(1)
As you have no doubt heard, read or seen, the US military in Iraq has announced that we have killed Haitham al-Badri, the al-Qaeda leader who is believed to be the mastermind behind the 2006 and 2007 attacks on the al-Askari shrine in Samarra.
The 2006 attack is widely regarded as the trigger that set off the probably inevitable sectarian bloodshed between Sunnis and Shia in Iraq.
Here’s what I found most interesting about media coverage of this story: the BBC‘s headline reads: “US ‘kills’ key Iraq shrine bomber”. That’s right, they put kill within quotes.
Nothing in the story specially calls anything in the U.S. military’s account into question. The story contains standard disclaimer language, like “US troops in Iraq say they have killed an al-Qaeda leader…”, “Mr Badri’s body has reportedly been identified by people close to him”, and “(t)he US claim came as mortar attacks killed at least 11 people…”.
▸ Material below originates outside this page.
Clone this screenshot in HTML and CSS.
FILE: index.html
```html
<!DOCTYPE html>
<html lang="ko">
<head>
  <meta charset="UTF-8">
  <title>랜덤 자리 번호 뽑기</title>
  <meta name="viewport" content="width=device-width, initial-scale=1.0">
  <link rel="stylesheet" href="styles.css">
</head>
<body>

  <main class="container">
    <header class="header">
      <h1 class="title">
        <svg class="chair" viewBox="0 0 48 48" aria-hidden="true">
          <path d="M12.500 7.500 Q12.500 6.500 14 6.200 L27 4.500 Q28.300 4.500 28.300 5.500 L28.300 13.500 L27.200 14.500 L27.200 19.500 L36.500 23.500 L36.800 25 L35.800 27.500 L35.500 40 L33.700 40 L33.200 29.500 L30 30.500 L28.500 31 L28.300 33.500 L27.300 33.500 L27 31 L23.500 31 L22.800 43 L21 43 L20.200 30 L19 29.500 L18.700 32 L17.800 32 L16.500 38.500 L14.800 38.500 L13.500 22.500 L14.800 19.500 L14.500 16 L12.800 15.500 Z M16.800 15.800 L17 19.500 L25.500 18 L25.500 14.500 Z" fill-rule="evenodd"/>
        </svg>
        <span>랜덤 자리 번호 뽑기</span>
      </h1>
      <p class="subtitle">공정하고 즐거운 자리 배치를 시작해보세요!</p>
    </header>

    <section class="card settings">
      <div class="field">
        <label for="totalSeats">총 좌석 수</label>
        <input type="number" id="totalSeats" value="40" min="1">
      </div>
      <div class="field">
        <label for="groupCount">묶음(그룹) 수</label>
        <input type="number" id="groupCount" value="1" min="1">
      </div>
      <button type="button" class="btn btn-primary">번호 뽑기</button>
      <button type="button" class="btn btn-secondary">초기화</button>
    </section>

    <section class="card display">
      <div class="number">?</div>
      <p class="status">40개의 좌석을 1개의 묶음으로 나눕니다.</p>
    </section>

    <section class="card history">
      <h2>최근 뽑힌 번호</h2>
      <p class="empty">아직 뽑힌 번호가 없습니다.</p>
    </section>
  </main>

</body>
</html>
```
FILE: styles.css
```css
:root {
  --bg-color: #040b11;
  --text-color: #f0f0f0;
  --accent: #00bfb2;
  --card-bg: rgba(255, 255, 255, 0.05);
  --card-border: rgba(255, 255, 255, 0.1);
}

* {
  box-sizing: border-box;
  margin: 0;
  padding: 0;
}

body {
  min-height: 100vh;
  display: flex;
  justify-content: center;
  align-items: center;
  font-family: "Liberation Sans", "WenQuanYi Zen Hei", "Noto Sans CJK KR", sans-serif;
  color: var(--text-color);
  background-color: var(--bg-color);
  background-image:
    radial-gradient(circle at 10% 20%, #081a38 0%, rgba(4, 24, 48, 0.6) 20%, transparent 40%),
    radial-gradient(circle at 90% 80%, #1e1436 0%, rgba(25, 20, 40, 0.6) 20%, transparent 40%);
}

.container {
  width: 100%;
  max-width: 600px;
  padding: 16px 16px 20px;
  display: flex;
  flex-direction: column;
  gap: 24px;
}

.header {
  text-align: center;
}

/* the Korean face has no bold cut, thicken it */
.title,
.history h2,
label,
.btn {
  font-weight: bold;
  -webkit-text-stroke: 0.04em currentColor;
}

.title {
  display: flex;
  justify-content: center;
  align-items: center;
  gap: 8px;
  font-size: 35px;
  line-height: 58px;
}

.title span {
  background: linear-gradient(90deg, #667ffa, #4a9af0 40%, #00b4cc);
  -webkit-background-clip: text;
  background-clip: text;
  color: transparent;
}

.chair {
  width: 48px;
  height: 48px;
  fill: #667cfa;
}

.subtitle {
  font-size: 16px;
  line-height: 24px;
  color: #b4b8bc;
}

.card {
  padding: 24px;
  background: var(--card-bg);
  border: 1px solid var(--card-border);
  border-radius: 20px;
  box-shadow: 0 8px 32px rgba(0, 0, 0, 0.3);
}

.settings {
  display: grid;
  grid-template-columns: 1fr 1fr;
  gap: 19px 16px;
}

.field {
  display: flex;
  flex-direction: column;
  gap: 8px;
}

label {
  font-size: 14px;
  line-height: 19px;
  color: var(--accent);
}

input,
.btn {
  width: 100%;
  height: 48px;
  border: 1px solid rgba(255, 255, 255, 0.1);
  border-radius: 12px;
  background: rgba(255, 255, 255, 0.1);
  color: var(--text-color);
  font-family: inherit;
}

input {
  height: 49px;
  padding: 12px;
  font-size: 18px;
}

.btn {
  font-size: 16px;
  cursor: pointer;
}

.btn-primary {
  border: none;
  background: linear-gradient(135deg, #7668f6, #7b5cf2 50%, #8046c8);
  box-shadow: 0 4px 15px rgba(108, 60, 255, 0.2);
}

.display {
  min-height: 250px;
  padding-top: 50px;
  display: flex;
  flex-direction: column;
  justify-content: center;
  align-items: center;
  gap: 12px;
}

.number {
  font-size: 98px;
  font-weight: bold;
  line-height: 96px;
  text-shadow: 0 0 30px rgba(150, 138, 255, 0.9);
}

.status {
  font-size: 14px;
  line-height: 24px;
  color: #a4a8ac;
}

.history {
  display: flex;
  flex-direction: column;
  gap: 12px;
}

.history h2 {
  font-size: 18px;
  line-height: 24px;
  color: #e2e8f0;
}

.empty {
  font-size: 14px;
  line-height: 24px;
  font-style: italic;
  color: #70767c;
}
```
They’re just choosing to underline — in their headline — that this is what the US military in Iraq is saying, and what they say is not necessarily to be believed by inquiring minds.
So I did a little search of other headlines for the story. Nobody else disses us that badly. But take the Reuters headline: “U.S. says kills mastermind of pivotal Iraq attack”. When did you last see a disclaimer like that “says” in a headline?
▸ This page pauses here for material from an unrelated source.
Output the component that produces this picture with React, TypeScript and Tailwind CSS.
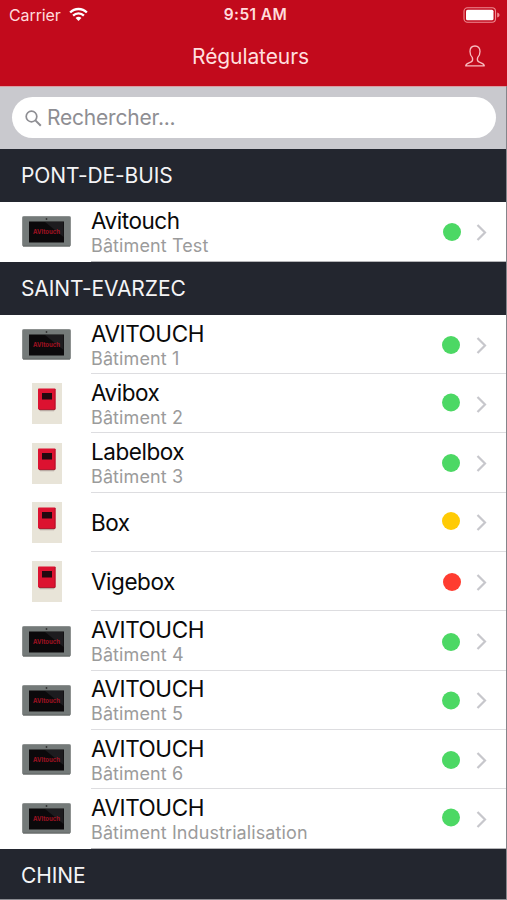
import { useState } from "react";

type Device = "touch" | "box";
type Status = "online" | "warning" | "offline";

interface Regulator {
  name: string;
  building?: string;
  device: Device;
  status: Status;
  // small shift of the status dot inside its cell
  dotClass?: string;
}

interface Site {
  title: string;
  regulators: Regulator[];
}

const sites: Site[] = [
  {
    title: "PONT-DE-BUIS",
    regulators: [
      { name: "Avitouch", building: "Bâtiment Test", device: "touch", status: "online", dotClass: "translate-x-[1px]" },
    ],
  },
  {
    title: "SAINT-EVARZEC",
    regulators: [
      { name: "AVITOUCH", building: "Bâtiment 1", device: "touch", status: "online" },
      { name: "Avibox", building: "Bâtiment 2", device: "box", status: "online", dotClass: "-translate-y-[1.5px]" },
      { name: "Labelbox", building: "Bâtiment 3", device: "box", status: "online" },
      { name: "Box", device: "box", status: "warning", dotClass: "-translate-y-[1px]" },
      { name: "Vigebox", device: "box", status: "offline", dotClass: "translate-x-[1px]" },
      { name: "AVITOUCH", building: "Bâtiment 4", device: "touch", status: "online", dotClass: "translate-y-[1px]" },
      { name: "AVITOUCH", building: "Bâtiment 5", device: "touch", status: "online", dotClass: "translate-y-[0.5px]" },
      { name: "AVITOUCH", building: "Bâtiment 6", device: "touch", status: "online" },
      { name: "AVITOUCH", building: "Bâtiment Industrialisation", device: "touch", status: "online", dotClass: "-translate-y-[1.5px]" },
    ],
  },
];

const statusColors: Record<Status, string> = {
  online: "bg-[#4cd864]",
  warning: "bg-[#ffcb05]",
  offline: "bg-[#ff3c30]",
};

function StatusBar() {
  return (
    <div className="grid h-[29px] grid-cols-3 items-center pt-[1px] text-[16px] leading-[20px] text-[#ffdcdc]">
      <div className="flex items-center gap-[8px] pl-[9px]">
        <span className="tracking-[-0.1px]">Carrier</span>
        <svg className="mb-[2px] h-[15px] w-[19px]" viewBox="0 0 20 15" fill="none">
          <path d="M1.2 5.4a12.4 12.4 0 0 1 17.6 0" stroke="#fff" strokeWidth="2.5" />
          <path d="M4.3 8.7a8 8 0 0 1 11.4 0" stroke="#fff" strokeWidth="2.4" />
          <path d="M6.9 11.3a4.4 4.4 0 0 1 6.2 0L10 14.4Z" fill="#fff" />
        </svg>
      </div>
      <span className="pl-[4px] text-center text-[15.5px] font-semibold tracking-[0.4px] whitespace-nowrap">
        9:51 AM
      </span>
      <div className="flex justify-end pr-[7px]">
        <svg className="h-[16px] w-[37px]" viewBox="0 0 37 16" fill="none">
          <rect x="1" y="0.8" width="31.5" height="14.4" rx="3.5" stroke="#ee8c92" strokeWidth="1.1" />
          <rect x="3" y="2.7" width="27.5" height="10.6" rx="1.6" fill="#fff" />
          <path d="M34.2 5.4c1.6.6 2.3 1.5 2.3 2.6s-.7 2-2.3 2.6Z" fill="#ee8c92" />
        </svg>
      </div>
    </div>
  );
}

function NavBar() {
  return (
    <div className="grid h-[57px] grid-cols-[60px_1fr_60px] items-center">
      <div />
      <h1 className="pr-[6px] pb-[2px] text-center text-[21px] leading-[28px] tracking-[-0.1px] text-[#ffdfdf]">
        Régulateurs
      </h1>
      <button className="flex justify-end pr-[21px] pb-[3px]" aria-label="Compte">
        <svg className="h-[22px] w-[22px]" viewBox="0 0 22 22" fill="none" stroke="#f8bcbf" strokeWidth="1.3" strokeLinejoin="round">
          <path d="M11 1C7.700 1 6 3.200 6 6.500c0 2.600.9 4.600 2.300 6 .7 2.200.4 3.700-1.100 4.400-2.400 1.100-5 1.300-5.500 3.900h18.600c-.5-2.600-3.100-2.800-5.500-3.900-1.500-.7-1.800-2.200-1.100-4.400 1.400-1.400 2.300-3.400 2.300-6C16 3.200 14.300 1 11 1Z" />
        </svg>
      </button>
    </div>
  );
}

function SearchBar() {
  const [query, setQuery] = useState("");

  return (
    <div className="h-[63px] border-t border-[#d99da3] bg-[#c9c9ce] pt-[10px] pr-[10px] pl-[12px]">
      <label className="flex h-[41px] items-center rounded-full bg-white pl-[13px]">
        <svg className="mt-[1px] h-[17px] w-[17px] shrink-0" viewBox="0 0 17 17" fill="none" stroke="#8e8e93" strokeWidth="1.7">
          <circle cx="6.500" cy="6.500" r="5.300" />
          <path d="m10.400 10.400 5.400 5.400" strokeWidth="2" />
        </svg>
        <input
          value={query}
          onChange={(e) => setQuery(e.target.value)}
          placeholder="Rechercher..."
          className="ml-[5px] w-full bg-transparent text-[21px] leading-[28px] tracking-[-0.2px] outline-none placeholder:text-[#8e8e93]"
        />
      </label>
    </div>
  );
}

function TouchThumbnail() {
  return (
    <svg className="h-[31px] w-[49px]" viewBox="0 0 49 31">
      <rect x="0.500" y="0.500" width="48" height="29.500" rx="1" fill="#747a79" stroke="#8d9190" />
      <path d="M1 30h47" stroke="#565b5a" />
      <rect x="7" y="5.500" width="35" height="21" fill="#0b090b" />
      <path d="M23 6h18.500v15Z" fill="#1d1c1f" />
      <circle cx="24.500" cy="3" r="0.900" fill="#333" />
      <text x="24.500" y="18.300" textAnchor="middle" fontSize="6.800" fontWeight="700" textLength="27" lengthAdjust="spacingAndGlyphs" fill="#a01222">
        AVItouch
      </text>
    </svg>
  );
}

function BoxThumbnail() {
  return (
    <svg className="h-[41px] w-[30px]" viewBox="0 0 30 41">
      <rect width="30" height="41" fill="#e8e4d8" />
      <path d="M7 26.500h16l-1 1.700H8Z" fill="#b9a9a2" />
      <rect x="6" y="5.500" width="17.500" height="21" rx="0.800" fill="#dc1230" />
      <path d="M23 6v20.500H7" fill="none" stroke="#ae1128" strokeWidth="0.900" />
      <rect x="10" y="10" width="10" height="6.500" fill="#220910" />
    </svg>
  );
}

function RegulatorRow({ regulator, last }: { regulator: Regulator; last: boolean }) {
  return (
    <li className="flex h-[59.3px] items-center bg-white">
      <div className="flex w-[91px] shrink-0 justify-center pr-[1px] pl-[3px]">
        {regulator.device === "touch" ? <TouchThumbnail /> : <BoxThumbnail />}
      </div>
      <div className={`flex h-full flex-1 items-center border-b ${last ? "border-[#b5b5b8]" : "border-[#dddde0]"}`}>
        <div className={`flex-1 whitespace-nowrap ${regulator.building ? "pt-[3px]" : "pt-[2px]"}`}>
          <div className="text-[22.5px] leading-[26px] tracking-[-0.45px] text-[#0a0a0a]">{regulator.name}</div>
          {regulator.building && (
            <div className="text-[18px] leading-[24px] tracking-[0.1px] text-[#9b9b9b]">{regulator.building}</div>
          )}
        </div>
        <span className={`mt-[1px] mr-[15.5px] h-[18px] w-[18px] rounded-full ${statusColors[regulator.status]} ${regulator.dotClass ?? ""}`} />
        <svg className="mt-[2px] mr-[19.5px] h-[17px] w-[11px]" viewBox="0 0 11 17" fill="none" stroke="#c7c7cc" strokeWidth="2.200">
          <path d="m1.500 1 7.500 7.500L1.500 16" />
        </svg>
      </div>
    </li>
  );
}

function SectionHeader({ title }: { title: string }) {
  return (
    <h2 className="flex h-[53.3px] items-center bg-[#23262f] pt-[1px] pl-[21px] text-[21px] leading-[28px] tracking-[-0.1px] text-[#f4f4f6]">
      {title}
    </h2>
  );
}

export default function App() {
  return (
    <div className="flex h-[900px] w-[507px] flex-col overflow-hidden border-b border-[#8b8c92] bg-white font-['Inter','Liberation_Sans',sans-serif]">
      <header className="h-[86px] shrink-0 bg-[#c20a1c]">
        <StatusBar />
        <NavBar />
      </header>
      <main className="border-r border-[#85858a]">
        <SearchBar />
        {sites.map((site) => (
          <section key={site.title}>
            <SectionHeader title={site.title} />
            <ul>
              {site.regulators.map((regulator, i) => (
                <RegulatorRow key={i} regulator={regulator} last={i === site.regulators.length - 1} />
              ))}
            </ul>
          </section>
        ))}
        <SectionHeader title="CHINE" />
      </main>
    </div>
  );
}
AP has both “Iraq: US military says it killed al-Qaida mastermind of Golden Dome minaret bombing” and “U.S. kills Iraq shrine bomber”. (Before someone jumps in and embarrasses himself again with some rant about how can we know whether the newspaper or AP was responsible for the headline, both versions of this headline appeared in multiple publications, even though I gave just one link each. Unless newspapers are plagiarizing each other’s headlines, the headlines came from AP.)
(2)
Interestingly, both the BBC and Reuters identify al-Badri as a leader of al-Qaeda as opposed to al-Qaeda-in Iraq.
AP describes him as an “an al-Qaida leader” and then “the al-Qaida in Iraq emir of Salahuddin province” in the first story, but only as an “al-Qaida mastermind” in the second.